A CAIRNS restaurant is pleading with the public for cane toads to help satisfy growing demand for a new menu item.

In a new twist on its traditional European menu, Le Pranque’s restaurant, which recently opened in Cairns’ CBD, is hoping to start serving customers cane toad crepes, complete with a mushroom and white wine sauce.

*Go to Original Article*


----------



## Poggle (Apr 1, 2010)

mmm yummy.... any one game neough to try this?


----------



## Paulie (Apr 1, 2010)

HELL NO!!!!!!!! 
and im a chef...


----------



## Insane (Apr 1, 2010)

april fools much?


----------



## GeckoJosh (Apr 1, 2010)

Insane said:


> april fools much?


Lmao


----------



## mummabear (Apr 1, 2010)

It was so funny i had to share. As they say "Don't believe everything you read." Especially today.
Anyone in Cairns want to go out for dinner with me? Or i can just cook at home.
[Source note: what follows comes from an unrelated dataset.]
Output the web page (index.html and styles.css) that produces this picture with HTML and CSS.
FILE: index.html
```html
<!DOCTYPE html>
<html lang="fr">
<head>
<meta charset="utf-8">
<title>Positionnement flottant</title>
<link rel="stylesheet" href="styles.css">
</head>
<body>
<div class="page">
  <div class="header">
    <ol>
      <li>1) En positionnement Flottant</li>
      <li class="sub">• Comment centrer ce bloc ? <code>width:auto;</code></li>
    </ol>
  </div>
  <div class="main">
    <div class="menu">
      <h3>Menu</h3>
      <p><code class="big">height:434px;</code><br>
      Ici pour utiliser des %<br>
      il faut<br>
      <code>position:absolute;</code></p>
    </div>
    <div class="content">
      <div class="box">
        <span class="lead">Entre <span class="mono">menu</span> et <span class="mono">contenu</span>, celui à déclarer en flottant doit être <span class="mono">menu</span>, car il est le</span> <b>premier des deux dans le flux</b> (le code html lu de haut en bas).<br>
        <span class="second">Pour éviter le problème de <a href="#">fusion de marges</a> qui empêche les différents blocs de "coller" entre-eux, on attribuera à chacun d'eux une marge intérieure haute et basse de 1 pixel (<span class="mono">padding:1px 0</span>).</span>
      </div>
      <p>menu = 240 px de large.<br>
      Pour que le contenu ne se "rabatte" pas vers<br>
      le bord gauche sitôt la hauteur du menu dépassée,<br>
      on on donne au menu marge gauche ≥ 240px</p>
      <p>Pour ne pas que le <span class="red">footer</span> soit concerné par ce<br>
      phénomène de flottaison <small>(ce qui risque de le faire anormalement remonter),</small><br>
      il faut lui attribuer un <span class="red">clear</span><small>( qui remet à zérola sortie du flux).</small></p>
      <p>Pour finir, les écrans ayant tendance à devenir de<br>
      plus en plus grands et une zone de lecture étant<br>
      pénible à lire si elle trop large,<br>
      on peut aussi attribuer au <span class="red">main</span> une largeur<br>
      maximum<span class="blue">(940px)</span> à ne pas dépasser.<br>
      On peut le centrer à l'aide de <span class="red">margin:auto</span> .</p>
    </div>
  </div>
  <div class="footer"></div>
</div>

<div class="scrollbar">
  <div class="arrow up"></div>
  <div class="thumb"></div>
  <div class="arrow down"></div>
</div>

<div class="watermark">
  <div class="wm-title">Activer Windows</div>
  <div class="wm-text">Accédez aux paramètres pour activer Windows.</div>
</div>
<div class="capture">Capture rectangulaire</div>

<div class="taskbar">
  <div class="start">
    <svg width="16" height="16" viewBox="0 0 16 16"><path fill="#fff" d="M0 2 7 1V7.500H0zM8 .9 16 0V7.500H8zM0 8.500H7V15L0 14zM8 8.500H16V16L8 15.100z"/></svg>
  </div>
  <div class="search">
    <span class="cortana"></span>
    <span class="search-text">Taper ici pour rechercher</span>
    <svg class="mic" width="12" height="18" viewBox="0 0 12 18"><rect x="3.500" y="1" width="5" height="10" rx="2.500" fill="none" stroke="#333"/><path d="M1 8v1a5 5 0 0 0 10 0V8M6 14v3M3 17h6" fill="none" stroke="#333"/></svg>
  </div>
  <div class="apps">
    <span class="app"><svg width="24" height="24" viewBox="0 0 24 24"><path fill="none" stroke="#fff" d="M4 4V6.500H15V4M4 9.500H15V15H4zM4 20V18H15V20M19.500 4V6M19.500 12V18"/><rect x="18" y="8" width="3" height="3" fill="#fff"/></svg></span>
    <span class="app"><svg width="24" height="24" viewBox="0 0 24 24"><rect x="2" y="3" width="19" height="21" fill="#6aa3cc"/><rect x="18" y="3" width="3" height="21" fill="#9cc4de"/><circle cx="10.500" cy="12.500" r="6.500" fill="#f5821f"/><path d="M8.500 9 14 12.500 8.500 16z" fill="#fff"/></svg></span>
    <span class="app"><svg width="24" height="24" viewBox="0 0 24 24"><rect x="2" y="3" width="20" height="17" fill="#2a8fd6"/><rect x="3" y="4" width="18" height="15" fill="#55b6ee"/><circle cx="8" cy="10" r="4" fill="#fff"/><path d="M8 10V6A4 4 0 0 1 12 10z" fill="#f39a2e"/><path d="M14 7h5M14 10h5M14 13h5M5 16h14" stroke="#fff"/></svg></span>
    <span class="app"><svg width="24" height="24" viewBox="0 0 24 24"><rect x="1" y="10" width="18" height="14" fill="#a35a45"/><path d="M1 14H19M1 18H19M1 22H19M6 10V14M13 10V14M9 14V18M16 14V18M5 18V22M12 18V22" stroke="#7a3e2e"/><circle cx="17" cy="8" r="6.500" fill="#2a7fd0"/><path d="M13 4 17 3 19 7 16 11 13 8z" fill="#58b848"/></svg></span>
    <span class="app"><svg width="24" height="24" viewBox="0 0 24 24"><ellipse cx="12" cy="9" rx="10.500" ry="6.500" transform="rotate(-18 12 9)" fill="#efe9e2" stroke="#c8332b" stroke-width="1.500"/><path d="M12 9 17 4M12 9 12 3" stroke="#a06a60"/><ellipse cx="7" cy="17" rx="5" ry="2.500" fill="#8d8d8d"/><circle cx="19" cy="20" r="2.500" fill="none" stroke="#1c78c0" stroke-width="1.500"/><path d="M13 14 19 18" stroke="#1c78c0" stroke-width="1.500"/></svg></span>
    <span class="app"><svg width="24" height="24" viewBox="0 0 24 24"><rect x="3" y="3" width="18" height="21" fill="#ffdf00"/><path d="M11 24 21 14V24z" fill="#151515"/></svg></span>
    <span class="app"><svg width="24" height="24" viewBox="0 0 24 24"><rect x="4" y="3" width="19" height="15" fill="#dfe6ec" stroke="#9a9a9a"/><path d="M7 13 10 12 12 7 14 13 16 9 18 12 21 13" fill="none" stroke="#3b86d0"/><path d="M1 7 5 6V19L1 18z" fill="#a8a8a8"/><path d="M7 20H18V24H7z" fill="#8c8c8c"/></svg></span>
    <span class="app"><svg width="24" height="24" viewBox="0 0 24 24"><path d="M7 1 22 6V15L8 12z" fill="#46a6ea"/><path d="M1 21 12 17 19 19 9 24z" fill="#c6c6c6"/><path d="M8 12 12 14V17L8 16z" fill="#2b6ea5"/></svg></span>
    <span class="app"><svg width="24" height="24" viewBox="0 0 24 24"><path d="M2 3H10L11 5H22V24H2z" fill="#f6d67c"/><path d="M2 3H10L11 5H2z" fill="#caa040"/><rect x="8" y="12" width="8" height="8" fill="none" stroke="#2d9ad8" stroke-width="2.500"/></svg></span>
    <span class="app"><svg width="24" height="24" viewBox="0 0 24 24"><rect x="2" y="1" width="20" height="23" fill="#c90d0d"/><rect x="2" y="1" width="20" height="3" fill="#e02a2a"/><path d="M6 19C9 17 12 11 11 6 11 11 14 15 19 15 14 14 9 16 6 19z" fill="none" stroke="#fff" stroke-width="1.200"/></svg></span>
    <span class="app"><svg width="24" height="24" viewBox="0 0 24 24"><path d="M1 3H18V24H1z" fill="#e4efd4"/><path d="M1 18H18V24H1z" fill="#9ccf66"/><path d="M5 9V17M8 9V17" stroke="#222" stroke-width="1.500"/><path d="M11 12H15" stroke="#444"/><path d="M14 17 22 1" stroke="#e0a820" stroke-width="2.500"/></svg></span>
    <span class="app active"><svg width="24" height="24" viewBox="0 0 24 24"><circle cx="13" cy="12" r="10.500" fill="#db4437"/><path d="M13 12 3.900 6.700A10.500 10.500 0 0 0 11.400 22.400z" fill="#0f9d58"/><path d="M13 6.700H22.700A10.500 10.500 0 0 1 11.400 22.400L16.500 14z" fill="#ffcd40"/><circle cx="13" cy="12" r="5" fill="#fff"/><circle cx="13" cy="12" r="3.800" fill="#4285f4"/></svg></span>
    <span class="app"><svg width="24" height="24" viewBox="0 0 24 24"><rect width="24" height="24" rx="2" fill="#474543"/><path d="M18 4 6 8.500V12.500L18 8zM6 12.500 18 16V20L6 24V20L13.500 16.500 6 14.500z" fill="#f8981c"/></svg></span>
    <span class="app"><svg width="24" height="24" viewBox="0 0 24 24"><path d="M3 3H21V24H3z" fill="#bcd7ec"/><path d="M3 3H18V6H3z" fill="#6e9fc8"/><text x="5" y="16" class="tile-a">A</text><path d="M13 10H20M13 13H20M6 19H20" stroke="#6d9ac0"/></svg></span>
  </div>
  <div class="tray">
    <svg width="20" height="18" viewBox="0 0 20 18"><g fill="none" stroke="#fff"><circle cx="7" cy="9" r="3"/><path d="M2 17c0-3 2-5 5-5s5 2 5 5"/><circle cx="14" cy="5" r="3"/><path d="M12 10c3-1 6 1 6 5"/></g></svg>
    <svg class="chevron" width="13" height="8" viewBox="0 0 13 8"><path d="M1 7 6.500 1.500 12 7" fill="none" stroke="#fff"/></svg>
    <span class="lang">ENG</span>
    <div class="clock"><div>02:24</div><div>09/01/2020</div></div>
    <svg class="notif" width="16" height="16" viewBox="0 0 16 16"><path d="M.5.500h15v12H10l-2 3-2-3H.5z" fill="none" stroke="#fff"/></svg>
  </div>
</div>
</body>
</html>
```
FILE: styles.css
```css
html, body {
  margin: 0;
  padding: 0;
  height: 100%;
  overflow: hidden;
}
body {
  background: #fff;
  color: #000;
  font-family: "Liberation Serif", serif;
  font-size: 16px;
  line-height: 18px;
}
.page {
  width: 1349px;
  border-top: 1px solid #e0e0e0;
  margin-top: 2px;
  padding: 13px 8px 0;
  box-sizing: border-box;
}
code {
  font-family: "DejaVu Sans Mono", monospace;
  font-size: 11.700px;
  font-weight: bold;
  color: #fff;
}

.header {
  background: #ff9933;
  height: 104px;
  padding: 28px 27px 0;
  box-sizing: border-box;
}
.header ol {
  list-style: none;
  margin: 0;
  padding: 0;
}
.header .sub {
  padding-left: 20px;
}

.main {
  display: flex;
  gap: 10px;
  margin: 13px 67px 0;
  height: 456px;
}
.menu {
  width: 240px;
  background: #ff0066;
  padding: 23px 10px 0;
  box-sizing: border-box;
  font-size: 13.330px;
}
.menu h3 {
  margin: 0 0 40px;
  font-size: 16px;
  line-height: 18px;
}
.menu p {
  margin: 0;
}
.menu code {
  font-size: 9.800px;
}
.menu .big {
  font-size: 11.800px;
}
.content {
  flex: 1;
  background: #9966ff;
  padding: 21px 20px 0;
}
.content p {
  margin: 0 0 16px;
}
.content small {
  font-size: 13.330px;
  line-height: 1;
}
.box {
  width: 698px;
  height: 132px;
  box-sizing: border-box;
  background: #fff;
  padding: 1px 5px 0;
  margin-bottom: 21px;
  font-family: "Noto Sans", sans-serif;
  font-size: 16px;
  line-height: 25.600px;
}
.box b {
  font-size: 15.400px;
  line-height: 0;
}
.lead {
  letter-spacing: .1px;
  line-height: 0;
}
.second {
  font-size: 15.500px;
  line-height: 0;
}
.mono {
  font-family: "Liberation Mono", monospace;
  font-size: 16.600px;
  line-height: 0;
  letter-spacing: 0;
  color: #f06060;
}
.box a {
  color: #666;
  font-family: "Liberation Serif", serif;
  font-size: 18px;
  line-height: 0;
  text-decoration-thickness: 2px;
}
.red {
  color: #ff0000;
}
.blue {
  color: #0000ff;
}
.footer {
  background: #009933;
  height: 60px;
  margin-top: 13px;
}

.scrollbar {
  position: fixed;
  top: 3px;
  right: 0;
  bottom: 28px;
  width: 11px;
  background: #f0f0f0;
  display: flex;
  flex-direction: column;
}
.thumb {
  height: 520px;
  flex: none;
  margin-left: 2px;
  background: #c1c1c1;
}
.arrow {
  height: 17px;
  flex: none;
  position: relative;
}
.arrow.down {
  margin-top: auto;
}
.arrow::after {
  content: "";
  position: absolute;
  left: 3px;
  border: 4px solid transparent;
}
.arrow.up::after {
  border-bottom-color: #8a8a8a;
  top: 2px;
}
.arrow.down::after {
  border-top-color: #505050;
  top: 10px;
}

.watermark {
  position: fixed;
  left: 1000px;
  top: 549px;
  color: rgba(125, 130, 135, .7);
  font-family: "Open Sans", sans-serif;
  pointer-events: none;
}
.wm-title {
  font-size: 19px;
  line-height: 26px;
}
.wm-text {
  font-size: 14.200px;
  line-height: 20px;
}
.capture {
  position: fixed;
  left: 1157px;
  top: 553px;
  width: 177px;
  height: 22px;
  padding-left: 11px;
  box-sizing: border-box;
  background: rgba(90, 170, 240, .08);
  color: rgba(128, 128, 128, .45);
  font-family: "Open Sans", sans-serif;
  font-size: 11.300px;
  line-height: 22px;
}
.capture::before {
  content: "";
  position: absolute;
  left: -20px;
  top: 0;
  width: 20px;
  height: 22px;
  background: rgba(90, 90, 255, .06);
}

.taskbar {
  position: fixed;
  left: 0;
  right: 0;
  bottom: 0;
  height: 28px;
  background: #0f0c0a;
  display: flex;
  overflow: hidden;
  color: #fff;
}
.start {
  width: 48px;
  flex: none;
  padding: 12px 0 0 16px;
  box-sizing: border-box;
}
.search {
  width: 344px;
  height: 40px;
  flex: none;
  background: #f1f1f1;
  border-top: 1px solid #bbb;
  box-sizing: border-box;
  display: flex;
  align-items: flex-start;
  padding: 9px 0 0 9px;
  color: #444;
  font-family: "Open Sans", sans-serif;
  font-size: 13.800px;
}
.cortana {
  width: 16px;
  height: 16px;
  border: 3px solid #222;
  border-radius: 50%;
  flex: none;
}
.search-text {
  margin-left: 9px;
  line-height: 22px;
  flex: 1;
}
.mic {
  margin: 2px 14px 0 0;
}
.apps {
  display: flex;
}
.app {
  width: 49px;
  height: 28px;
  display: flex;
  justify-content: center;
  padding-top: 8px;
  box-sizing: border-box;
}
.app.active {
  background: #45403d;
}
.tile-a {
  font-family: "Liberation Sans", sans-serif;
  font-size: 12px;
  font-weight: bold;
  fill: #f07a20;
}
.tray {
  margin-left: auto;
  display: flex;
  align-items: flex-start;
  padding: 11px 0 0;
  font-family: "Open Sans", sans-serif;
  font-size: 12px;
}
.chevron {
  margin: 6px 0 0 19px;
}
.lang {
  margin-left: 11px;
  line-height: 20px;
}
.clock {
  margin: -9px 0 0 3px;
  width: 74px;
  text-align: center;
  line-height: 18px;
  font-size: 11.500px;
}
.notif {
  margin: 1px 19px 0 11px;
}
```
Please bring your own toad.


----------



## JungleRob (Apr 1, 2010)

Le Pranque - giveaway! .... PMSL!!!


----------



## cris (Apr 3, 2010)

Sure to bring out the media critics, i doubt the toads where officallly measured :lol:


----------



## D3pro (Apr 3, 2010)

mmm... this is around the lines of the Amazonian's eating tarantula, some Latin tribes drinking scorpion and centerpede wine, Chinese eating dogs and certain men sucking what men should not suck...


----------



## Dragontamer (Apr 3, 2010)

i do believe cane toads are consumed in many asian countrys for both mediconal purpose and consumtion.. but i love the name of the restaraunt :lol:


----------



## Waterrat (Apr 4, 2010)

Did this article appear in the Cairns Post on the 1st of April? :lol::lol::lol:


----------



## NoURdeadRight (Apr 4, 2010)

they smoke them in karranda


----------



## Waterrat (Apr 4, 2010)

NoURdeadRight said:


> they smoke them in karranda



It's KURANDA. 
They don't smoke them, they lick them. A toad stew with gold-top mushies is not bad either. :shock:


----------



## mummabear (Apr 4, 2010)

Waterrat said:


> Did this article appear in the Cairns Post on the 1st of April? :lol::lol::lol:


 Yes mate it did.


----------